(Lines of data)
###

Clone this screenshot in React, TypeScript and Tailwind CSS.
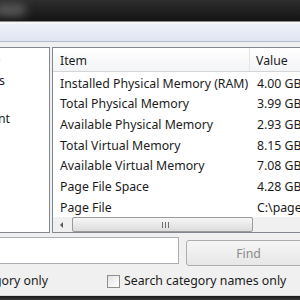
import React from "react";

const rows = [
  { item: "Installed Physical Memory (RAM)", value: "4.00 GB" },
  { item: "Total Physical Memory", value: "3.99 GB" },
  { item: "Available Physical Memory", value: "2.93 GB" },
  { item: "Total Virtual Memory", value: "8.15 GB" },
  { item: "Available Virtual Memory", value: "7.08 GB" },
  { item: "Page File Space", value: "4.28 GB" },
  { item: "Page File", value: "C:\\pagefile.sys" },
];

const treeItems = [
  { label: "System Summary", end: "w-[0px]" },
  { label: "Hardware Resources", end: "w-[5px]" },
  { label: "Components", end: "w-[0px]" },
  { label: "Software Environment", end: "w-[10px]" },
];

export default function App() {
  return (
    <div className="w-[300px] h-[300px] overflow-hidden flex flex-col bg-[#f0f0f0] text-[12.3px] text-[#1b1b1b] font-['Noto_Sans','Liberation_Sans',sans-serif]">
      {/* title bar */}
      <div className="h-[21px] shrink-0 bg-gradient-to-b from-[#2e2e2e] to-[#141414] relative overflow-hidden">
        <div className="absolute left-[-6px] top-[4px] w-[32px] h-[12px] rounded-full bg-[#5a5a5a] blur-[5px]" />
      </div>
      <div className="h-[1px] shrink-0 bg-[#8a8a8a]" />
      <div className="h-[2px] shrink-0 bg-[#f7f7f7]" />
      {/* menu band */}
      <div className="h-[17px] shrink-0 bg-gradient-to-b from-[#eef1f9] to-[#dfe4f1]" />
      <div className="h-[1px] shrink-0 bg-[#b4bac8]" />
      <div className="h-[5px] shrink-0" />

      {/* panels */}
      <div className="h-[186px] shrink-0 flex gap-[2px]">
        <div className="w-[50px] shrink-0 bg-white border border-l-0 border-[#828790] overflow-hidden flex flex-col pt-[5px]">
          {treeItems.map((t) => (
            <div key={t.label} className={`${t.end} h-[19px] flex justify-end items-center whitespace-nowrap leading-none`}>
              {t.label}
            </div>
          ))}
        </div>
        <div className="w-[270px] shrink-0 bg-white border border-r-0 border-[#828790] overflow-hidden flex flex-col">
          <div className="h-[24px] shrink-0 flex bg-gradient-to-b from-[#ffffff] to-[#f3f4f6] border-b border-[#d5d5d5]">
            <div className="w-[197px] shrink-0 pl-[7px] pt-[3px] flex items-center border-r border-[#e3e5e8]">Item</div>
            <div className="pl-[6px] pt-[3px] flex items-center">Value</div>
          </div>
          <div className="flex-1 flex flex-col">
            {rows.map((r) => (
              <div key={r.item} className="h-[20.7px] pt-[3px] flex items-center whitespace-nowrap">
                <div className="w-[197px] shrink-0 pl-[7px]">{r.item}</div>
                <div className="pl-[7px]">{r.value}</div>
              </div>
            ))}
          </div>
          {/* horizontal scrollbar */}
          <div className="h-[16px] shrink-0 flex items-center bg-[#f0f0f0] pl-[5px]">
            <svg width="8" height="8" viewBox="0 0 8 8" className="shrink-0">
              <path d="M5 1 L2 4 L5 7 Z" fill="#5a5a5a" />
            </svg>
            <div className="ml-[6px] w-[181px] h-[15px] rounded-[2px] border border-[#9b9b9b] bg-gradient-to-b from-[#f6f6f6] to-[#dcdcdc] flex items-center justify-center">
              <div className="flex gap-[2px] ml-[6px]">
                <div className="w-[1px] h-[6px] bg-[#6f6f6f]" />
                <div className="w-[1px] h-[6px] bg-[#6f6f6f]" />
                <div className="w-[1px] h-[6px] bg-[#6f6f6f]" />
              </div>
            </div>
          </div>
        </div>
      </div>

      <div className="h-[4px] shrink-0" />

      {/* find row */}
      <div className="h-[30px] shrink-0 flex gap-[7px]">
        <div className="w-[179px] h-[27px] shrink-0 bg-white border border-l-0 border-[#abadb3]" />
        <button
          type="button"
          className="mt-[3px] w-[125px] h-[26px] shrink-0 rounded-[3px] border border-[#adadad] bg-gradient-to-b from-[#f6f6f6] to-[#e7e7e7] text-[#8b8b8b] pt-[3px] flex items-center justify-center"
        >
          Find
        </button>
      </div>

      {/* checkboxes */}
      <div className="h-[28px] shrink-0 flex items-center">
        <div className="w-[48px] shrink-0 flex justify-end whitespace-nowrap">Search selected category only</div>
        <div className="ml-[59px] w-[13px] h-[13px] shrink-0 border border-[#8f8f8f] bg-gradient-to-br from-[#e4e4e4] to-[#ffffff]" />
        <div className="ml-[4px] whitespace-nowrap">Search category names only</div>
      </div>

      {/* window frame bottom */}
      <div className="h-[1px] shrink-0 bg-[#d9d9d9]" />
      <div className="flex-1 bg-gradient-to-b from-[#1a1a1a] to-[#3a3a3a]" />
    </div>
  );
}
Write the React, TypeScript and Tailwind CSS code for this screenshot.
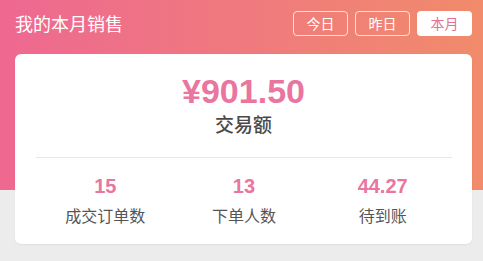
export default function App() {
  const cjk = { fontFamily: '"Noto Sans CJK SC", "Noto Sans", sans-serif' };
  const num = { fontFamily: '"Liberation Sans", Arial, sans-serif' };
  const stats = [
    { v: "15", l: "成交订单数" },
    { v: "13", l: "下单人数" },
    { v: "44.27", l: "待到账" },
  ];
  return (
    <div
      className="w-full h-[261px] bg-[#ececec] bg-[linear-gradient(to_right,#ee6891,#f18b6b)] bg-no-repeat bg-[length:100%_190px] overflow-hidden"
      style={cjk}
    >
      <div className="flex items-center justify-between pl-[15px] pr-[11px] pt-[11px] h-[36px]">
        <div className="text-white text-[18px] leading-[25px]">我的本月销售</div>
        <div className="flex gap-[7px]">
          {["今日", "昨日"].map((t) => (
            <div
              key={t}
              className="w-[55px] h-[25px] rounded-[4px] border border-[#fbe3da] text-white text-[14px] flex items-center justify-center"
            >
              {t}
            </div>
          ))}
          <div className="w-[55px] h-[25px] rounded-[4px] bg-white text-[#e56f96] text-[14px] flex items-center justify-center">
            本月
          </div>
        </div>
      </div>
      <div className="ml-[15px] mr-[11px] mt-[18px] h-[190px] bg-white rounded-[6px] shadow-[0_1px_2px_rgba(0,0,0,0.06)] flex flex-col">
        <div className="flex flex-col items-center pt-[20px]">
          <div className="text-[34px] leading-[34px] font-bold text-[#ea759f]" style={num}>
            ¥901.50
          </div>
          <div className="mt-[6px] text-[19px] leading-[20px] text-[#4a4a4a] font-medium">交易额</div>
        </div>
        <div className="ml-[21px] mr-[20px] mt-[23px] h-px bg-[#e8e8e8]" />
        <div className="grid grid-cols-3 ml-[21px] mr-[20px] pt-[18px]">
          {stats.map((s) => (
            <div key={s.l} className="flex flex-col items-center">
              <div className="text-[20px] leading-[20px] font-bold text-[#ea759f]" style={num}>
                {s.v}
              </div>
              <div className="mt-[10px] text-[16px] leading-[18px] text-[#555]">{s.l}</div>
            </div>
          ))}
        </div>
      </div>
    </div>
  );
}
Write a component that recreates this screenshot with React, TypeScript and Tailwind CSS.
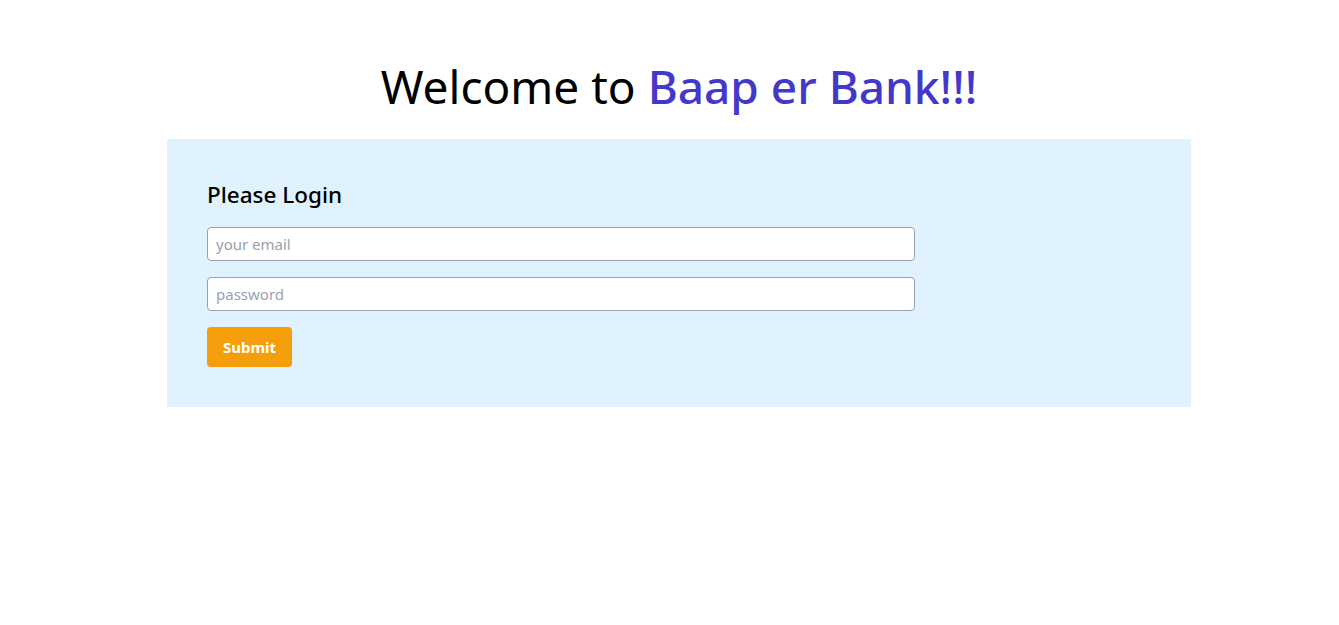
import React from "react";

const App = () => {
  return (
    <div className="min-h-screen bg-white font-['Noto_Sans',sans-serif]">
      <div className="ml-[167px] w-[1024px] pt-[56px]">
        <h1 className="text-center text-[46px] leading-[60px] font-normal text-black">
          Welcome to <span className="font-medium text-[#4338ca]">Baap er Bank!!!</span>
        </h1>
        <div className="mt-[23px] bg-[#e0f2fe] p-10">
          <h2 className="text-[22.5px] leading-8 font-medium text-black">Please Login</h2>
          <form className="mt-4 flex flex-col gap-4">
            <input
              type="email"
              placeholder="your email"
              className="w-3/4 h-[34px] rounded border border-gray-400 bg-white px-2 text-[15px] placeholder:text-gray-400 outline-none"
            />
            <input
              type="password"
              placeholder="password"
              className="w-3/4 h-[34px] rounded border border-gray-400 bg-white px-2 text-[15px] placeholder:text-gray-400 outline-none"
            />
            <div>
              <button
                type="submit"
                className="h-10 rounded bg-[#f59e0b] px-4 text-[15px] font-bold text-white"
              >
                Submit
              </button>
            </div>
          </form>
        </div>
      </div>
    </div>
  );
};

export default App;
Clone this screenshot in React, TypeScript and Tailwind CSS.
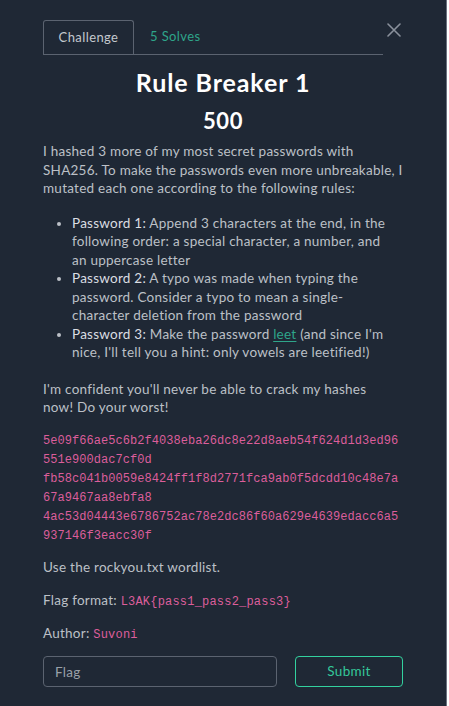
import React, { useState } from 'react';

const hashes = [
  '5e09f66ae5c6b2f4038eba26dc8e22d8aeb54f624d1d3ed96551e900dac7cf0d',
  'fb58c041b0059e8424ff1f8d2771fca9ab0f5dcdd10c48e7a67a9467aa8ebfa8',
  '4ac53d04443e6786752ac78e2dc86f60a629e4639edacc6a5937146f3eacc30f',
];

const CloseIcon = () => (
  <svg width="14" height="14" viewBox="0 0 14 14" className="block">
    <path d="M1 1L13 13M13 1L1 13" stroke="#8a919c" strokeWidth="1.6" strokeLinecap="round" />
  </svg>
);

const Label = ({ children }: { children: React.ReactNode }) => (
  <span className="text-[#dadde2]">{children}</span>
);

export default function App() {
  const [flag, setFlag] = useState('');

  return (
    <div className="w-[447px] min-h-[706px] bg-[#1f2835] border-r border-[#6b7280] font-['Lato',sans-serif] text-[#bcc0c7]">
      <div className="px-[43px] pt-[20px] pb-[18px]">
        <div className="flex items-start">
          <div className="flex w-[340px] border-b border-[#5b6370]">
            <div className="h-[34px] w-[91px] flex items-center justify-center border border-b-0 border-[#5b6370] rounded-t-[3px] text-[13px] tracking-[0.4px] text-[#c4c8ce]">
              Challenge
            </div>
            <div className="h-[34px] px-[16px] flex items-center text-[13px] tracking-[0.4px] text-[#2ea58a]">5 Solves</div>
          </div>
          <button className="ml-[4px] mt-[3px] p-0 bg-transparent">
            <CloseIcon />
          </button>
        </div>

        <h1 className="mt-[12px] text-center text-[25px] leading-[30px] font-bold text-white tracking-[0.9px]">Rule Breaker 1</h1>
        <div className="mt-[11px] text-center text-[22px] leading-[26px] font-bold text-white tracking-[0.6px]">500</div>

        <div className="mt-[8px] w-[380px] text-[13.5px] leading-[18.5px] tracking-[0.25px]">
          <p>
            I hashed 3 more of my most secret passwords with
            <br />
            SHA256. To make the passwords even more unbreakable, I
            <br />
            mutated each one according to the following rules:
          </p>
          <ul className="mt-[16px] pl-[29px] list-disc marker:text-[#bcc0c7]">
            <li>
              <Label>Password 1:</Label> Append 3 characters at the end, in the
              <br />
              following order: a special character, a number, and
              <br />
              an uppercase letter
            </li>
            <li>
              <Label>Password 2:</Label> A typo was made when typing the
              <br />
              password. Consider a typo to mean a single-
              <br />
              character deletion from the password
            </li>
            <li>
              <Label>Password 3:</Label> Make the password{' '}
              <a className="text-[#2ea58a] underline underline-offset-2">leet</a> (and since I'm
              <br />
              nice, I'll tell you a hint: only vowels are leetified!)
            </li>
          </ul>
          <p className="mt-[18px]">
            I'm confident you'll never be able to crack my hashes
            <br />
            now! Do your worst!
          </p>

          <div className="mt-[15px] w-[357px] font-['Liberation_Mono',monospace] text-[12px] leading-[19px] tracking-[0.05px] text-[#dc5e9b] break-all">
            {hashes.map(h => (
              <div key={h}>{h}</div>
            ))}
          </div>

          <p className="mt-[12px]">Use the rockyou.txt wordlist.</p>
          <p className="mt-[15px]">
            Flag format:{' '}
            <code className="font-['Liberation_Mono',monospace] text-[12px] leading-[18px] tracking-[0.2px] text-[#dc5e9b]">L3AK{'{pass1_pass2_pass3}'}</code>
          </p>
          <p className="mt-[13px]">
            Author: <code className="font-['Liberation_Mono',monospace] text-[12px] leading-[18px] tracking-[0.2px] text-[#dc5e9b]">Suvoni</code>
          </p>
        </div>

        <div className="mt-[12px] flex items-center">
          <input
            value={flag}
            onChange={e => setFlag(e.target.value)}
            placeholder="Flag"
            className="w-[234px] h-[31px] px-[11px] bg-transparent border border-[#5b6370] rounded-[4px] text-[13.5px] tracking-[0.3px] text-[#c4c8ce] placeholder:text-[#9aa0a8] outline-none"
          />
          <button className="ml-[18px] w-[108px] h-[31px] border border-[#33d19f] rounded-[4px] bg-transparent text-[13.5px] tracking-[0.3px] text-[#34c79a]">
            Submit
          </button>
        </div>
      </div>
    </div>
  );
}
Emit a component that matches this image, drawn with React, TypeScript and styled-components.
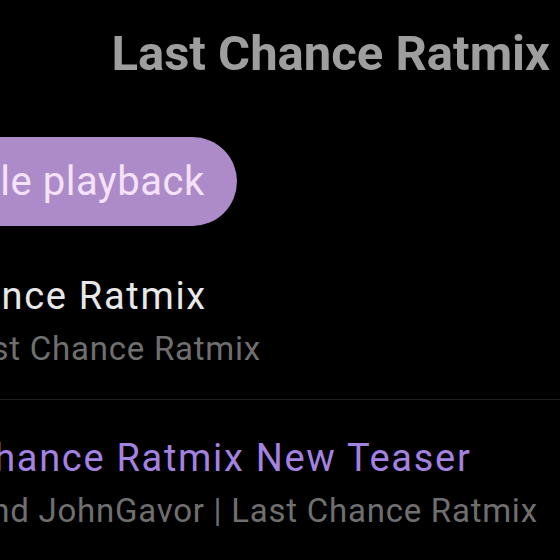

###

» **GOAL**: Pull out every line containing "Write".

» **EXERCISE SOLUTION**:
Write the React, TypeScript and Tailwind CSS code for this screenshot.
Write a component that recreates this screenshot with React, TypeScript and Tailwind CSS.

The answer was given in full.